**TASK PROMPT:**
Render the material again word for word, skipping the pictures in it.

-- -- --

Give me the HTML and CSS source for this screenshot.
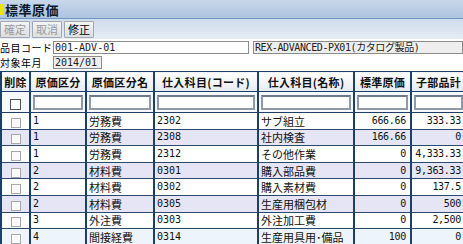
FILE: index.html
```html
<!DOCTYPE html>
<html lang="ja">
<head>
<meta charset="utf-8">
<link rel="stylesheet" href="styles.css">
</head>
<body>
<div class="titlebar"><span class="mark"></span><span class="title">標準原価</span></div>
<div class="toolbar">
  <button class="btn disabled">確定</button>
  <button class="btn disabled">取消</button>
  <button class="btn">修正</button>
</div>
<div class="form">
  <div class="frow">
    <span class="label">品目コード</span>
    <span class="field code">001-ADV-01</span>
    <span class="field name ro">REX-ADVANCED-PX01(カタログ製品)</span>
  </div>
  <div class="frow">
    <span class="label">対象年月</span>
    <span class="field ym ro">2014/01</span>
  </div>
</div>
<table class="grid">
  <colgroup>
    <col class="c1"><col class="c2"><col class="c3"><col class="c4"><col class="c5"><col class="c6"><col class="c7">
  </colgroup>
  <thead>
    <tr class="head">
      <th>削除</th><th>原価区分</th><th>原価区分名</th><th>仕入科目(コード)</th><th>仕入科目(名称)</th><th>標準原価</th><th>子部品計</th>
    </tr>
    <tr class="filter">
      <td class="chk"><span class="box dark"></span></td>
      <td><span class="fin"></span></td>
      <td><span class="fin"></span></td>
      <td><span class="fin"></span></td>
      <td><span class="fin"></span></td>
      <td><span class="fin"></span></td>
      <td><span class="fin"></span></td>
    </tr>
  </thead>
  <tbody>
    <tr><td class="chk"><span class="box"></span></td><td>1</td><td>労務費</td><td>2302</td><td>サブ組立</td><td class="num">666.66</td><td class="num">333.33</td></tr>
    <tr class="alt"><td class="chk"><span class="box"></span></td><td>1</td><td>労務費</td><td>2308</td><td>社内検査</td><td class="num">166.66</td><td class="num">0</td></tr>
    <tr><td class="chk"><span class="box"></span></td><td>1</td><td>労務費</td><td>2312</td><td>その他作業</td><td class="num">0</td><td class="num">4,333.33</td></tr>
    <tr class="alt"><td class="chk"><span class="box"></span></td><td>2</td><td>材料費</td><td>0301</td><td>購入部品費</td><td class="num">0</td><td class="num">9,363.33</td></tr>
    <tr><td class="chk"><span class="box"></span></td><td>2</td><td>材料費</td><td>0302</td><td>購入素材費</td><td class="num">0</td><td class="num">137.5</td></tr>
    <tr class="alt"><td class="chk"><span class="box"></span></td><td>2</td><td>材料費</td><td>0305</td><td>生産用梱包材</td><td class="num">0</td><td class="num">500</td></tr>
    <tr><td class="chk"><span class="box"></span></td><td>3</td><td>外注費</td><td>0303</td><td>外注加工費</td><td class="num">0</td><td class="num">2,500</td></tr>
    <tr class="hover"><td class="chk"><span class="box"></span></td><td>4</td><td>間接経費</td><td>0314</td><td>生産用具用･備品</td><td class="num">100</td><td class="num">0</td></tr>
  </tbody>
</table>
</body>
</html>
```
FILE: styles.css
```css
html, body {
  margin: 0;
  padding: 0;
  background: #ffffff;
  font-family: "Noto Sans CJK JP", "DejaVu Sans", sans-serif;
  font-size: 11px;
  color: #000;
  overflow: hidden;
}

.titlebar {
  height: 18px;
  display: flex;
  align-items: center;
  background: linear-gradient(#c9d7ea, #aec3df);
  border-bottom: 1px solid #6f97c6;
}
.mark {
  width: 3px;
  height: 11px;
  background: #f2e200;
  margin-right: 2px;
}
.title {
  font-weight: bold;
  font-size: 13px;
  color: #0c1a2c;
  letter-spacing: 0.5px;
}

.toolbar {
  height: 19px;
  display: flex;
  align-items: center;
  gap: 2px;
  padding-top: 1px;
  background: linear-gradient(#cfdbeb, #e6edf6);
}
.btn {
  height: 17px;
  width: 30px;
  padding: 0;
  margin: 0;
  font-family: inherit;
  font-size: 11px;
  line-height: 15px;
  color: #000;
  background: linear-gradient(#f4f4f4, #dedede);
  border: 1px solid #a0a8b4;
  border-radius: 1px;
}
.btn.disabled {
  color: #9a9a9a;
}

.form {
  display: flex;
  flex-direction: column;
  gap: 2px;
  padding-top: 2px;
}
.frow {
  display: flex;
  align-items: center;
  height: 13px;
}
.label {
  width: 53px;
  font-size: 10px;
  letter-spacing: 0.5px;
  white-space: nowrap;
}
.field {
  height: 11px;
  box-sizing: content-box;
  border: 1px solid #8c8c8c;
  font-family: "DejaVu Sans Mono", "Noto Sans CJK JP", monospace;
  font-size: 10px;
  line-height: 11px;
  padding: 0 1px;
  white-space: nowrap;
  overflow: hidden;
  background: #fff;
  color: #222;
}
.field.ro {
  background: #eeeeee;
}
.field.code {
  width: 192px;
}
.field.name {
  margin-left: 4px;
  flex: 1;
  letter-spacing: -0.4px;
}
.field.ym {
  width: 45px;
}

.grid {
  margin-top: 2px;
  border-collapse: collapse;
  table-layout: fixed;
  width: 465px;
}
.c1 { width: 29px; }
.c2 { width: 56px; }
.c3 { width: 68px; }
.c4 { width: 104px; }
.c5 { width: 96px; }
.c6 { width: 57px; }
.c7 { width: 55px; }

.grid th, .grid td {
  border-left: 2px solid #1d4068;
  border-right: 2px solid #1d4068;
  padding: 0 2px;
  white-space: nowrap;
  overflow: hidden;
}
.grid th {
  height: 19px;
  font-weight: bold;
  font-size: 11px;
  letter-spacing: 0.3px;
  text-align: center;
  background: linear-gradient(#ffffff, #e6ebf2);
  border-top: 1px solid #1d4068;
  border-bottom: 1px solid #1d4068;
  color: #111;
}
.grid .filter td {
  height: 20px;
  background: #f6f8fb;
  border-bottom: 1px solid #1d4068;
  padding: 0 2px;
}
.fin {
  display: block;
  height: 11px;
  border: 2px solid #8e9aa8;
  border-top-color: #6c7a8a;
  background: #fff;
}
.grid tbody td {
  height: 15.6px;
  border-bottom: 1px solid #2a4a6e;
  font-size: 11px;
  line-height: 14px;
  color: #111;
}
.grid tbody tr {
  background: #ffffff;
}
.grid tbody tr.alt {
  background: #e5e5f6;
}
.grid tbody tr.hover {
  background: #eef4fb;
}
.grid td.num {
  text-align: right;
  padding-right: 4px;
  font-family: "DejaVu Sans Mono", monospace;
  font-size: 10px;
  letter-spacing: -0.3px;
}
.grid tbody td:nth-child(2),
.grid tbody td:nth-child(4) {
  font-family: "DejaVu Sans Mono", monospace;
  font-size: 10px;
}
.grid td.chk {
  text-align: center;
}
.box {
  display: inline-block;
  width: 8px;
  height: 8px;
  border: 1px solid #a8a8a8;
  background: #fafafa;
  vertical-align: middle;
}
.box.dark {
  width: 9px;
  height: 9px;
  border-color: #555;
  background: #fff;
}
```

-- -- --

**EXERCISE RESPONSE:**
Give me the HTML and CSS source for this screenshot.
FILE: index.html
```html
<!DOCTYPE html>
<html lang="ja">
<head>
<meta charset="utf-8">
<link rel="stylesheet" href="styles.css">
</head>
<body>
<div class="titlebar"><span class="mark"></span><span class="title">標準原価</span></div>
<div class="toolbar">
  <button class="btn disabled">確定</button>
  <button class="btn disabled">取消</button>
  <button class="btn">修正</button>
</div>
<div class="form">
  <div class="frow">
    <span class="label">品目コード</span>
    <span class="field code">001-ADV-01</span>
    <span class="field name ro">REX-ADVANCED-PX01(カタログ製品)</span>
  </div>
  <div class="frow">
    <span class="label">対象年月</span>
    <span class="field ym ro">2014/01</span>
  </div>
</div>
<table class="grid">
  <colgroup>
    <col class="c1"><col class="c2"><col class="c3"><col class="c4"><col class="c5"><col class="c6"><col class="c7">
  </colgroup>
  <thead>
    <tr class="head">
      <th>削除</th><th>原価区分</th><th>原価区分名</th><th>仕入科目(コード)</th><th>仕入科目(名称)</th><th>標準原価</th><th>子部品計</th>
    </tr>
    <tr class="filter">
      <td class="chk"><span class="box dark"></span></td>
      <td><span class="fin"></span></td>
      <td><span class="fin"></span></td>
      <td><span class="fin"></span></td>
      <td><span class="fin"></span></td>
      <td><span class="fin"></span></td>
      <td><span class="fin"></span></td>
    </tr>
  </thead>
  <tbody>
    <tr><td class="chk"><span class="box"></span></td><td>1</td><td>労務費</td><td>2302</td><td>サブ組立</td><td class="num">666.66</td><td class="num">333.33</td></tr>
    <tr class="alt"><td class="chk"><span class="box"></span></td><td>1</td><td>労務費</td><td>2308</td><td>社内検査</td><td class="num">166.66</td><td class="num">0</td></tr>
    <tr><td class="chk"><span class="box"></span></td><td>1</td><td>労務費</td><td>2312</td><td>その他作業</td><td class="num">0</td><td class="num">4,333.33</td></tr>
    <tr class="alt"><td class="chk"><span class="box"></span></td><td>2</td><td>材料費</td><td>0301</td><td>購入部品費</td><td class="num">0</td><td class="num">9,363.33</td></tr>
    <tr><td class="chk"><span class="box"></span></td><td>2</td><td>材料費</td><td>0302</td><td>購入素材費</td><td class="num">0</td><td class="num">137.5</td></tr>
    <tr class="alt"><td class="chk"><span class="box"></span></td><td>2</td><td>材料費</td><td>0305</td><td>生産用梱包材</td><td class="num">0</td><td class="num">500</td></tr>
    <tr><td class="chk"><span class="box"></span></td><td>3</td><td>外注費</td><td>0303</td><td>外注加工費</td><td class="num">0</td><td class="num">2,500</td></tr>
    <tr class="hover"><td class="chk"><span class="box"></span></td><td>4</td><td>間接経費</td><td>0314</td><td>生産用具用･備品</td><td class="num">100</td><td class="num">0</td></tr>
  </tbody>
</table>
</body>
</html>
```
FILE: styles.css
```css
html, body {
  margin: 0;
  padding: 0;
  background: #ffffff;
  font-family: "Noto Sans CJK JP", "DejaVu Sans", sans-serif;
  font-size: 11px;
  color: #000;
  overflow: hidden;
}

.titlebar {
  height: 18px;
  display: flex;
  align-items: center;
  background: linear-gradient(#c9d7ea, #aec3df);
  border-bottom: 1px solid #6f97c6;
}
.mark {
  width: 3px;
  height: 11px;
  background: #f2e200;
  margin-right: 2px;
}
.title {
  font-weight: bold;
  font-size: 13px;
  color: #0c1a2c;
  letter-spacing: 0.5px;
}

.toolbar {
  height: 19px;
  display: flex;
  align-items: center;
  gap: 2px;
  padding-top: 1px;
  background: linear-gradient(#cfdbeb, #e6edf6);
}
.btn {
  height: 17px;
  width: 30px;
  padding: 0;
  margin: 0;
  font-family: inherit;
  font-size: 11px;
  line-height: 15px;
  color: #000;
  background: linear-gradient(#f4f4f4, #dedede);
  border: 1px solid #a0a8b4;
  border-radius: 1px;
}
.btn.disabled {
  color: #9a9a9a;
}

.form {
  display: flex;
  flex-direction: column;
  gap: 2px;
  padding-top: 2px;
}
.frow {
  display: flex;
  align-items: center;
  height: 13px;
}
.label {
  width: 53px;
  font-size: 10px;
  letter-spacing: 0.5px;
  white-space: nowrap;
}
.field {
  height: 11px;
  box-sizing: content-box;
  border: 1px solid #8c8c8c;
  font-family: "DejaVu Sans Mono", "Noto Sans CJK JP", monospace;
  font-size: 10px;
  line-height: 11px;
  padding: 0 1px;
  white-space: nowrap;
  overflow: hidden;
  background: #fff;
  color: #222;
}
.field.ro {
  background: #eeeeee;
}
.field.code {
  width: 192px;
}
.field.name {
  margin-left: 4px;
  flex: 1;
  letter-spacing: -0.4px;
}
.field.ym {
  width: 45px;
}

.grid {
  margin-top: 2px;
  border-collapse: collapse;
  table-layout: fixed;
  width: 465px;
}
.c1 { width: 29px; }
.c2 { width: 56px; }
.c3 { width: 68px; }
.c4 { width: 104px; }
.c5 { width: 96px; }
.c6 { width: 57px; }
.c7 { width: 55px; }

.grid th, .grid td {
  border-left: 2px solid #1d4068;
  border-right: 2px solid #1d4068;
  padding: 0 2px;
  white-space: nowrap;
  overflow: hidden;
}
.grid th {
  height: 19px;
  font-weight: bold;
  font-size: 11px;
  letter-spacing: 0.3px;
  text-align: center;
  background: linear-gradient(#ffffff, #e6ebf2);
  border-top: 1px solid #1d4068;
  border-bottom: 1px solid #1d4068;
  color: #111;
}
.grid .filter td {
  height: 20px;
  background: #f6f8fb;
  border-bottom: 1px solid #1d4068;
  padding: 0 2px;
}
.fin {
  display: block;
  height: 11px;
  border: 2px solid #8e9aa8;
  border-top-color: #6c7a8a;
  background: #fff;
}
.grid tbody td {
  height: 15.6px;
  border-bottom: 1px solid #2a4a6e;
  font-size: 11px;
  line-height: 14px;
  color: #111;
}
.grid tbody tr {
  background: #ffffff;
}
.grid tbody tr.alt {
  background: #e5e5f6;
}
.grid tbody tr.hover {
  background: #eef4fb;
}
.grid td.num {
  text-align: right;
  padding-right: 4px;
  font-family: "DejaVu Sans Mono", monospace;
  font-size: 10px;
  letter-spacing: -0.3px;
}
.grid tbody td:nth-child(2),
.grid tbody td:nth-child(4) {
  font-family: "DejaVu Sans Mono", monospace;
  font-size: 10px;
}
.grid td.chk {
  text-align: center;
}
.box {
  display: inline-block;
  width: 8px;
  height: 8px;
  border: 1px solid #a8a8a8;
  background: #fafafa;
  vertical-align: middle;
}
.box.dark {
  width: 9px;
  height: 9px;
  border-color: #555;
  background: #fff;
}
```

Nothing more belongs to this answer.